Robbie Collin (The Telegraph)
“The film doesn’t stint on emotional complexity, but it might be Baumbach’s most accessible to date: its amiable, bittersweet tone is much closer to The Squid and the Whale (2005) and While We’re Young (2014) than his more honed and audacious collaborations with Greta Gerwig, Frances Ha (2012) and Mistress America (2015).”

Robbie Collin (The Telegraph)
“The film doesn’t stint on emotional complexity, but it might be Baumbach’s most accessible to date: its amiable, bittersweet tone is much closer to The Squid and the Whale (2005) and While We’re Young (2014) than his more honed and audacious collaborations with Greta Gerwig, Frances Ha (2012) and Mistress America (2015).”

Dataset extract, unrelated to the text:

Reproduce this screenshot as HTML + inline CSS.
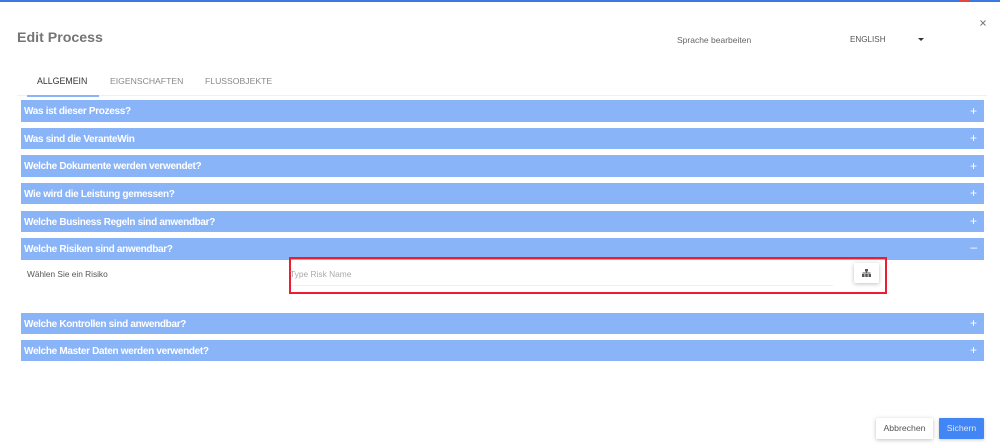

Todd McCarthy (The Hollywood Reporter)
“Neuroses flow thicker than blood through the veins of the clan under analysis in The Meyerowitz Stories (New and Selected), Noah Baumbach’s rambling, often stingingly amusing look at messy accounts being settled within a disorderly family. Working firmly within the tradition of New York Jewish humor distinctively mined by the likes of Woody Allen, Neil Simon, Carl Reiner, Herb Gardner, Elaine May and so many others, Baumbach’s film for Netflix is more conventionally conceived than some of his best work but benefits from sterling turns from a wonderful cast, most notably Dustin Hoffman and, no kidding, Adam Sandler.”

Sam Haysom (Mashable)
“The relationships between the trio at the center of the film, though — Hoffman’s character and his two sons — is handled perfectly. Writer/director Noah Baumbach has a beautiful way with dialogue, and Hoffman, Stiller, and Sandler all put in excellent performances. Their characters are raw, vulnerable, likeable/frustrating in equal measure, and — above all — believable. ‘In my movies I’m interested in the gap between who we want to be and who we are, and how far that gap is’ said Baumbach at a press conference after the screening. Ultimately, The Meyerowitz Stories is a devastatingly well-observed expression of that theme.”

Peter Bradshaw (The Guardian)
“Noah Baumbach’s The Meyerowitz Stories (New and Selected) is a funny and really enjoyable family comedy on classic lines with all the attendant pleasures of smart writing and ensemble casting. It’s a tale of regrets and sibling rivalry and daddy issues and disappointment with life – leavened with late-flowering tenderness. It has something of Hannah and Her Sisters, naturally, or maybe Jonathan Franzen’s The Corrections – and Baumbach’s work is a cousin to that of Rebecca Miller, who incidentally appears here in an acting role… Dustin Hoffman’s performance is very persuasive as an implacable old man with babyish tendencies and needs, obsessed with the petty trappings of status. He reminded me of someone in the White House. Elizabeth Marvel is wonderfully dry and underplayed and actually upstages her two co-stars in a tricky, and apparently subordinate role. As for Sandler, he is very convincing as an unassuming guy with no very great idea or opinion of himself. It shows that he is a formidable screen actor. But it is Ben Stiller who really steals it, with his big speech about his dad. Halfway through, I myself choked up, wondering if Stiller was thinking about his own dad, the great and much-loved comic Jerry Stiller, famous for his appearance in Seinfeld.”